• **GIVEN TASK**: Your task is to transcribe, word for word, the line containing "Give me the HTML" and all lines that follow it to the end of the entries. Leave out the pictures.

• **EXCERPTED RECORDS**:
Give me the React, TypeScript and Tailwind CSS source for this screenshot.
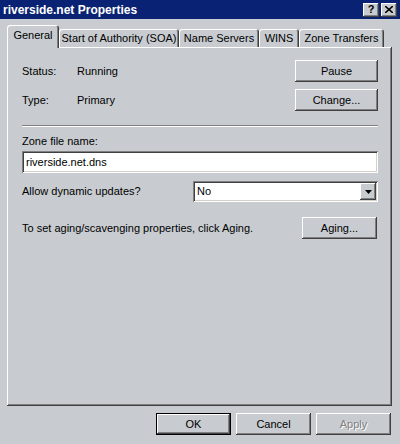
import React from 'react';

const raised = 'shadow-[inset_-1px_-1px_#404040,inset_1px_1px_#ffffff,inset_-2px_-2px_#808080]';
const sunken = 'shadow-[inset_1px_1px_#808080,inset_-1px_-1px_#ffffff,inset_2px_2px_#404040,inset_-2px_-2px_#d4d0c8]';

interface ButtonProps {
    label: string;
    width: string;
    isDefault?: boolean;
    disabled?: boolean;
}

const Button: React.FC<ButtonProps> = ({ label, width, isDefault, disabled }) => {
    if (isDefault) {
        return (
            <div className={`${width} h-[22px] border border-black flex`}>
                <div className={`flex-1 flex items-center justify-center ${raised}`}>{label}</div>
            </div>
        );
    }
    return (
        <div className={`${width} h-[22px] flex items-center justify-center ${raised}`}>
            <span className={disabled ? 'text-[#808080] [text-shadow:1px_1px_0_#ffffff]' : ''}>{label}</span>
        </div>
    );
};

const tabs = [
    { label: 'Start of Authority (SOA)', width: 'w-[120px]' },
    { label: 'Name Servers', width: 'w-[80px]' },
    { label: 'WINS', width: 'w-[40px]' },
    { label: 'Zone Transfers', width: 'w-[85px]' },
];

export default function App() {
    return (
        <div className="w-[400px] h-[444px] bg-[#c8ccd0] flex flex-col text-[11px] leading-[13px] text-black [font-family:'Liberation_Sans',Arial,sans-serif]">
            {/* title bar */}
            <div className="h-[19px] bg-[#0a2274] flex items-center justify-between pl-[3px] pr-[3px]">
                <span className="text-white font-bold text-[12px] leading-[14px]">riverside.net Properties</span>
                <div className="flex gap-[2px]">
                    <div className={`w-[16px] h-[14px] bg-[#c8ccd0] flex items-center justify-center font-bold text-[11px] ${raised}`}>?</div>
                    <div className={`w-[16px] h-[14px] bg-[#c8ccd0] flex items-center justify-center ${raised}`}>
                        <svg width="8" height="7" viewBox="0 0 8 7">
                            <path d="M0 0 L8 7 M8 0 L0 7" stroke="#000" strokeWidth="1.6" />
                        </svg>
                    </div>
                </div>
            </div>

            <div className="flex flex-col pl-[7px] pr-[8px] pt-[6px]">
                {/* tabs */}
                <div className="flex items-end h-[22px]">
                    <div className="relative z-10 -mb-px w-[52px] h-[23px] bg-[#c8ccd0] rounded-t-[3px] shadow-[inset_1px_1px_#ffffff,inset_-1px_0_#404040,inset_-2px_0_#808080] flex justify-center pt-[4px]">
                        General
                    </div>
                    {tabs.map((t) => (
                        <div
                            key={t.label}
                            className={`${t.width} h-[18px] rounded-t-[3px] shadow-[inset_1px_1px_#ffffff,inset_-1px_0_#404040,inset_-2px_0_#808080] flex justify-center pt-[3px]`}
                        >
                            {t.label}
                        </div>
                    ))}
                </div>

                {/* panel */}
                <div className={`h-[359px] flex flex-col pl-[15px] pr-[14px] pt-[13px] ${raised}`}>
                    <div className="flex flex-col gap-[7px]">
                        <div className="flex items-center">
                            <span className="w-[55px]">Status:</span>
                            <span>Running</span>
                            <div className="ml-auto">
                                <Button label="Pause" width="w-[83px]" />
                            </div>
                        </div>
                        <div className="flex items-center">
                            <span className="w-[55px]">Type:</span>
                            <span>Primary</span>
                            <div className="ml-auto">
                                <Button label="Change..." width="w-[83px]" />
                            </div>
                        </div>
                    </div>

                    <div className="mt-[14px] border-t border-b border-t-[#808080] border-b-white" />

                    <div className="mt-[8px]">Zone file name:</div>
                    <div className={`mt-[3px] h-[22px] bg-white flex items-center pl-[4px] ${sunken}`}>riverside.net.dns</div>

                    <div className="mt-[8px] flex items-center">
                        <span>Allow dynamic updates?</span>
                        <div className={`ml-auto w-[185px] h-[21px] bg-white flex items-center p-[2px] ${sunken}`}>
                            <span className="flex-1 pl-[2px]">No</span>
                            <div className={`w-[16px] h-[17px] bg-[#c8ccd0] flex items-center justify-center ${raised}`}>
                                <svg width="7" height="4" viewBox="0 0 7 4">
                                    <path d="M0 0 H7 L3.5 4 Z" fill="#000" />
                                </svg>
                            </div>
                        </div>
                    </div>

                    <div className="mt-[15px] flex items-center">
                        <span>To set aging/scavenging properties, click Aging.</span>
                        <div className="ml-auto mr-[1px]">
                            <Button label="Aging..." width="w-[75px]" />
                        </div>
                    </div>
                </div>

                {/* bottom buttons */}
                <div className="mt-[7px] flex justify-end gap-[5px] pr-px">
                    <Button label="OK" width="w-[75px]" isDefault />
                    <Button label="Cancel" width="w-[75px]" />
                    <Button label="Apply" width="w-[75px]" disabled />
                </div>
            </div>
        </div>
    );
}
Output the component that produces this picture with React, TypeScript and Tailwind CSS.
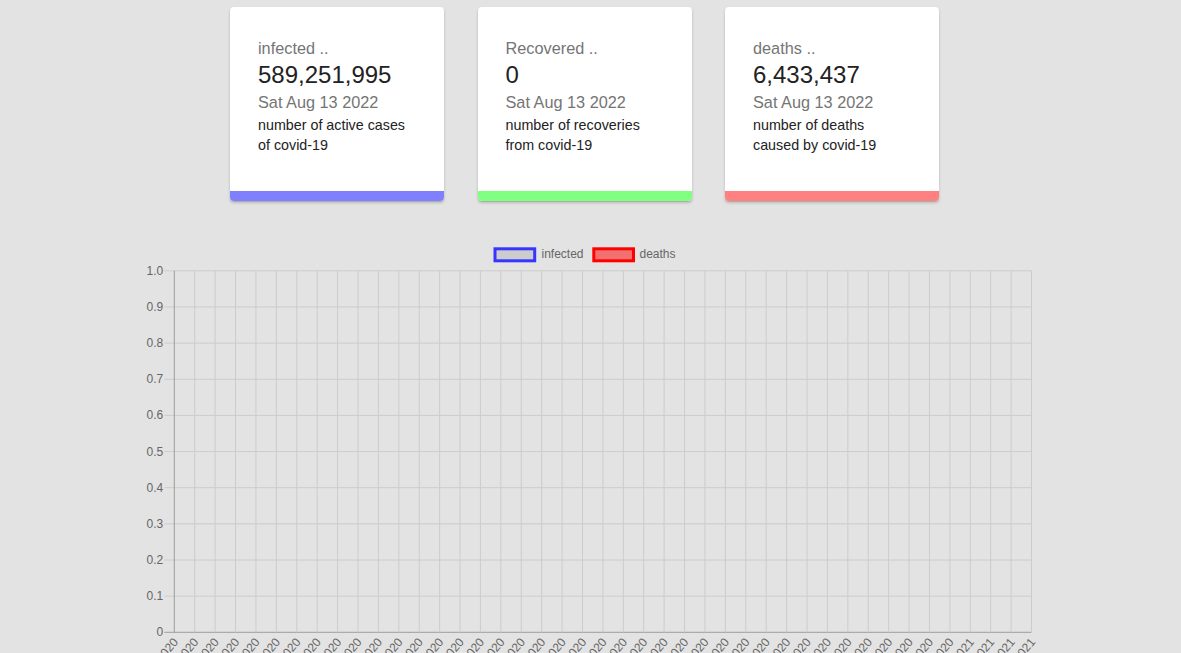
import React from "react";

type Stat = {
  title: string;
  value: string;
  text: string;
  bar: string;
};

const stats: Stat[] = [
  { title: "infected ..", value: "589,251,995", text: "number of active cases of covid-19", bar: "bg-[#8080ff]" },
  { title: "Recovered ..", value: "0", text: "number of recoveries from covid-19", bar: "bg-[#80ff80]" },
  { title: "deaths ..", value: "6,433,437", text: "number of deaths caused by covid-19", bar: "bg-[#ff8080]" },
];

const StatCard: React.FC<{ stat: Stat }> = ({ stat }) => (
  <div className="w-[214px] h-[194px] bg-white rounded-[4px] overflow-hidden flex flex-col shadow-[0_2px_3px_rgba(0,0,0,0.18),0_1px_1px_rgba(0,0,0,0.1)]">
    <div className="flex-1 pt-[29px] px-[28px]">
      <p className="text-[16.3px] leading-[24px] text-[#757575]">{stat.title}</p>
      <p className="text-[24px] leading-[30px] text-[#222]">{stat.value}</p>
      <p className="text-[16.3px] leading-[25px] text-[#757575]">Sat Aug 13 2022</p>
      <p className="w-[152px] text-[14.3px] leading-[20px] text-[#222]">{stat.text}</p>
    </div>
    <div className={`h-[10px] ${stat.bar}`} />
  </div>
);

// chart geometry, in svg coords (svg starts at page x=130, y=240)
const X0 = 43.3;
const STEP = 20.41;
const COLS = 42;
const Y_TOP = 30.8;
const Y_BOT = 392.3;

const labels = (() => {
  const out: string[] = [];
  const d = new Date(2020, 3, 4);
  for (let i = 0; i <= COLS; i++) {
    out.push(`${d.getMonth() + 1}/${d.getDate()}/${d.getFullYear()}`);
    d.setDate(d.getDate() + 7);
  }
  return out;
})();

const Chart: React.FC = () => {
  const right = X0 + STEP * COLS;
  const rowH = (Y_BOT - Y_TOP) / 10;
  return (
    <svg width={920} height={413} className="block mx-auto" style={{ fontFamily: '"Liberation Sans", Arial, sans-serif' }}>
      {/* legend */}
      <rect x={364} y={8.8} width={39.7} height={12} fill="#cccccc" stroke="#3535ff" strokeWidth={3} />
      <text x={410.5} y={18} fontSize={12} fill="#666">infected</text>
      <rect x={462.8} y={8.8} width={39.7} height={12} fill="#f17171" stroke="#ff0000" strokeWidth={3} />
      <text x={508.5} y={18} fontSize={12} fill="#666">deaths</text>

      {/* horizontal grid */}
      {Array.from({ length: 11 }).map((_, i) => {
        const y = Y_TOP + rowH * i;
        const v = (1 - i / 10).toFixed(1);
        return (
          <g key={`h${i}`}>
            <line x1={X0 - 10} x2={right} y1={y} y2={y} stroke={i === 10 ? "#9d9d9d" : "#cccccc"} strokeWidth={1} />
            <text x={X0 - 11} y={y + 4} fontSize={12} fill="#666" textAnchor="end">
              {i === 10 ? "0" : v}
            </text>
          </g>
        );
      })}

      {/* vertical grid + x labels */}
      {labels.map((l, i) => {
        const x = X0 + STEP * i;
        return (
          <g key={`v${i}`}>
            <line x1={x} x2={x} y1={Y_TOP} y2={Y_BOT} stroke={i === 0 ? "#9d9d9d" : "#cccccc"} strokeWidth={1} />
            <text
              transform={`translate(${x + 2} ${Y_BOT + 8}) rotate(-50)`}
              fontSize={12}
              fill="#666"
              textAnchor="end"
              dominantBaseline="middle"
            >
              {l}
            </text>
          </g>
        );
      })}
    </svg>
  );
};

export default function App() {
  return (
    <div className="h-[653px] overflow-hidden bg-[#e3e3e3]" style={{ fontFamily: '"Liberation Sans", Arial, sans-serif' }}>
      <div className="flex justify-center gap-[33.5px] pr-[12px] pt-[7px]">
        {stats.map((s) => (
          <StatCard key={s.title} stat={s} />
        ))}
      </div>
      <div className="mt-[39px]">
        <Chart />
      </div>
    </div>
  );
}
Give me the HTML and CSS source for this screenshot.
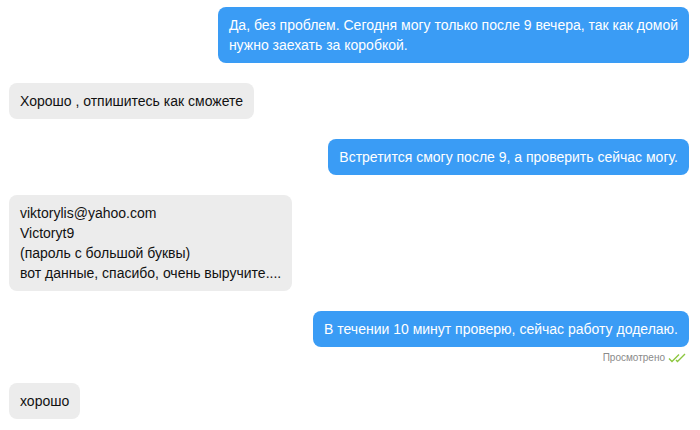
FILE: index.html
```html
<!DOCTYPE html>
<html lang="ru">
<head>
<meta charset="utf-8">
<link rel="stylesheet" href="styles.css">
</head>
<body>
<div class="chat">
  <div class="msg out"><div class="bubble">Да, без проблем. Сегодня могу только после 9 вечера, так как домой<br>нужно заехать за коробкой.</div></div>
  <div class="msg in"><div class="bubble">Хорошо , отпишитесь как сможете</div></div>
  <div class="msg out"><div class="bubble">Встретится смогу после 9, а проверить сейчас могу.</div></div>
  <div class="msg in"><div class="bubble">viktorylis@yahoo.com<br>Victoryt9<br>(пароль с большой буквы)<br>вот данные, спасибо, очень выручите....</div></div>
  <div class="msg out"><div class="bubble">В течении 10 минут проверю, сейчас работу доделаю.</div>
    <div class="status">Просмотрено <svg class="ticks" width="19" height="10" viewBox="0 0 19 10"><path d="M1 5.5 L4 8.5 L11 1.5 M8 7 L9.5 8.5 L17 1" fill="none" stroke="#8cc63f" stroke-width="1.4"/></svg></div>
  </div>
  <div class="msg in last"><div class="bubble">хорошо</div></div>
</div>
</body>
</html>
```

FILE: styles.css
```css
html, body {
  margin: 0;
  padding: 0;
  background: #ffffff;
}
body {
  font-family: "Liberation Sans", Arial, Helvetica, sans-serif;
  font-size: 14px;
  line-height: 20px;
}
.chat {
  display: flex;
  flex-direction: column;
  gap: 20px;
  padding: 7px 11px 0 9px;
}
.msg {
  display: flex;
  flex-direction: column;
}
.msg.out { align-items: flex-end; }
.msg.in { align-items: flex-start; }
.bubble {
  padding: 8px 11px;
  border-radius: 8px;
}
.out .bubble {
  background: #3a9cf5;
  color: #ffffff;
}
.in .bubble {
  background: #ececec;
  color: #111111;
}
.msg.last { margin-top: -2px; }
.status {
  display: flex;
  align-items: center;
  gap: 3px;
  margin-top: 4px;
  margin-right: 2px;
  font-size: 10px;
  line-height: 14px;
  color: #8a8a8a;
}
.ticks { display: block; }
```
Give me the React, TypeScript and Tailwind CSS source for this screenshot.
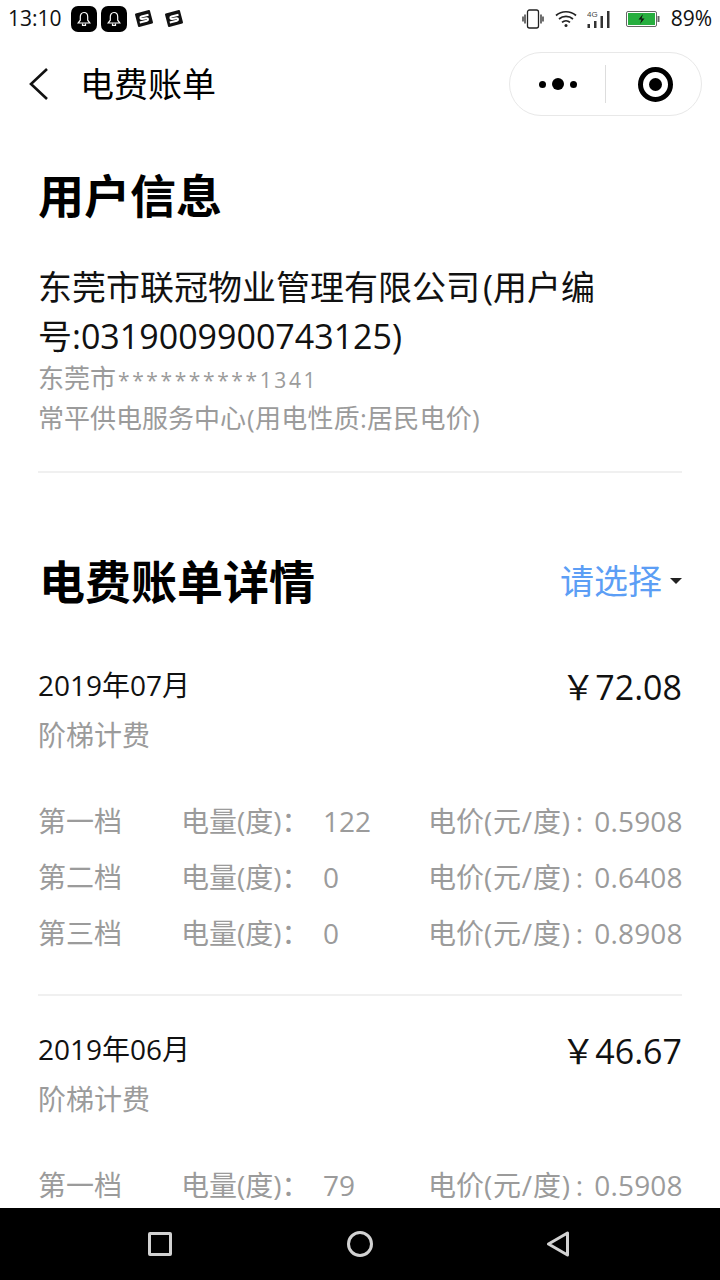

• **SOLUTION TO THIS EXERCISE**:
Give me the HTML and CSS source for this screenshot.
FILE: index.html
```html
<!DOCTYPE html>
<html lang="ru">
<head>
<meta charset="utf-8">
<link rel="stylesheet" href="styles.css">
</head>
<body>
<div class="chat">
  <div class="msg out"><div class="bubble">Да, без проблем. Сегодня могу только после 9 вечера, так как домой<br>нужно заехать за коробкой.</div></div>
  <div class="msg in"><div class="bubble">Хорошо , отпишитесь как сможете</div></div>
  <div class="msg out"><div class="bubble">Встретится смогу после 9, а проверить сейчас могу.</div></div>
  <div class="msg in"><div class="bubble">viktorylis@yahoo.com<br>Victoryt9<br>(пароль с большой буквы)<br>вот данные, спасибо, очень выручите....</div></div>
  <div class="msg out"><div class="bubble">В течении 10 минут проверю, сейчас работу доделаю.</div>
    <div class="status">Просмотрено <svg class="ticks" width="19" height="10" viewBox="0 0 19 10"><path d="M1 5.5 L4 8.5 L11 1.5 M8 7 L9.5 8.5 L17 1" fill="none" stroke="#8cc63f" stroke-width="1.4"/></svg></div>
  </div>
  <div class="msg in last"><div class="bubble">хорошо</div></div>
</div>
</body>
</html>
```

FILE: styles.css
```css
html, body {
  margin: 0;
  padding: 0;
  background: #ffffff;
}
body {
  font-family: "Liberation Sans", Arial, Helvetica, sans-serif;
  font-size: 14px;
  line-height: 20px;
}
.chat {
  display: flex;
  flex-direction: column;
  gap: 20px;
  padding: 7px 11px 0 9px;
}
.msg {
  display: flex;
  flex-direction: column;
}
.msg.out { align-items: flex-end; }
.msg.in { align-items: flex-start; }
.bubble {
  padding: 8px 11px;
  border-radius: 8px;
}
.out .bubble {
  background: #3a9cf5;
  color: #ffffff;
}
.in .bubble {
  background: #ececec;
  color: #111111;
}
.msg.last { margin-top: -2px; }
.status {
  display: flex;
  align-items: center;
  gap: 3px;
  margin-top: 4px;
  margin-right: 2px;
  font-size: 10px;
  line-height: 14px;
  color: #8a8a8a;
}
.ticks { display: block; }
```
Give me the React, TypeScript and Tailwind CSS source for this screenshot.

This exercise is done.